92 Mr Koh referred to statements made by Mr Barker in a Budget Statement on 17 March 1983 and in the Second Reading of the Land Acquisition (Amendment) Bill 1987 (Bill 25 of 1987) on 12 January 1988 to support his argument that the Collector should take into account the ex gratia Top-Up payment policy in respect of land acquisition.
Foot Note 71
AWS at [113].
In summary, Mr Barker made statements to the effect that where a person’s residential property was compulsorily acquired under the LAA 1987, the government decided to top up the compensation made under the Act, by an ex gratia payment, to enable the person to find a suitable alternative accommodation. Mr Ahmad’s reliance on Mr Barker’s statements is misplaced, as they were made in the context of the government’s compulsory acquisition of residential land, and not cemetery land which was what the Land and Plot were zoned for and used as at the time of the Acquisition.
Foot Note 72
Tan’s 1st Affidavit at [46].
Pertinently, Mr Barker stated that such ex gratia Top-Up did not form part of the legislation and was done by the government administratively.
Foot Note 73
Second Reading of the Land Acquisition (Amendment) Bill on 12 January 1988.
93 Given the above, even if Mr Ahmad had succeeded in crossing the threshold requirement under O 53 r 1(6) of the ROC, I would not have granted the orders prayed for.
Conclusion
94 To sum up, Mr Ahmad’s application was made out of time and he had failed to account for the delay to the court’s satisfaction in filing the Leave Application. Even if he had accounted for the delay to the court’s satisfaction, I find that he has not been able to satisfy the threshold standard in granting leave. Further, I would not have granted the remedies sought even if the threshold standard was crossed.
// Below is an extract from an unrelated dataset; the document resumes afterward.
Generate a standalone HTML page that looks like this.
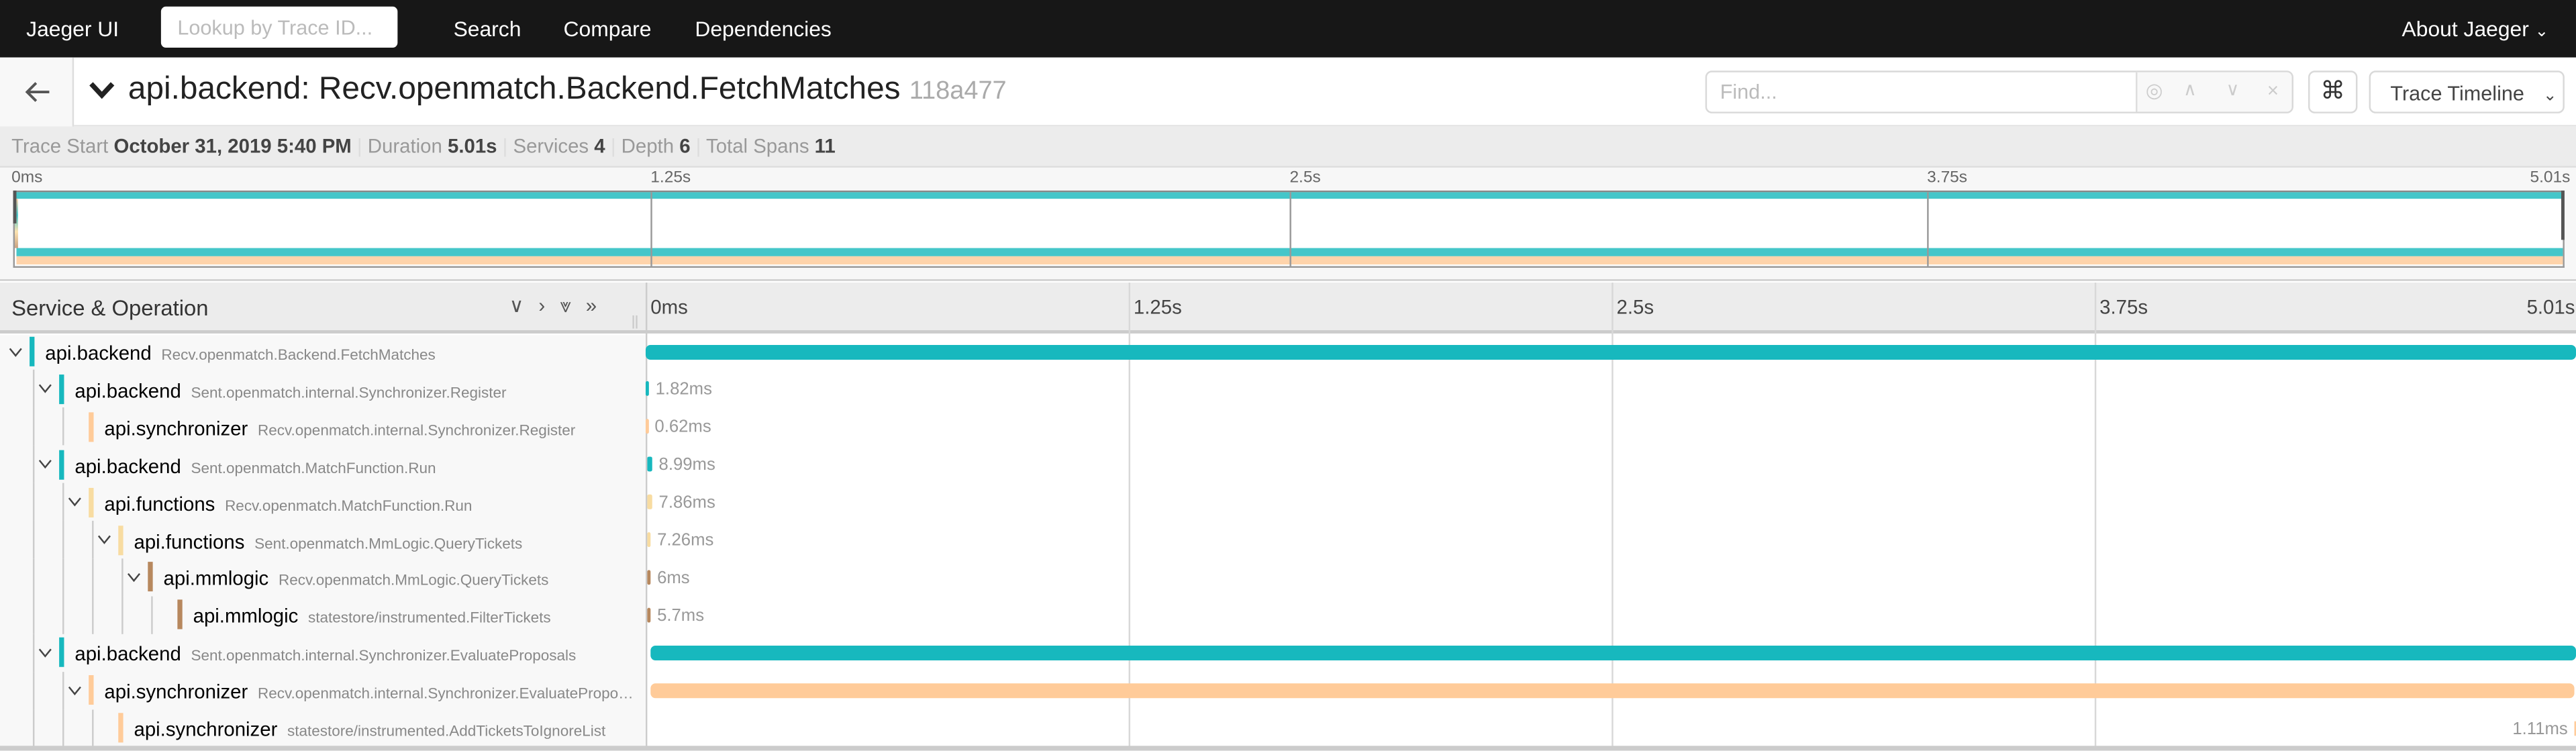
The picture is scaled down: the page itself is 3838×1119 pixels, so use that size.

The respondents have offered, and continue to offer, to Mr Ahmad the avenue for the Collector to assess the compensation payable to Mr Adam’s estate.
95 Accordingly, I dismiss OS 881. I will hear parties on costs.
Audrey Lim
Judge
Koh Li Qun, Kelvin and Thara Rubini Gopalan (TSMP Law Corporation) for the applicant;
Khoo Boo Jin, Fu Qijing, Teo Meng Hui, Jocelyn and Enoch Wong (Attorney-General’s Chambers) for respondents.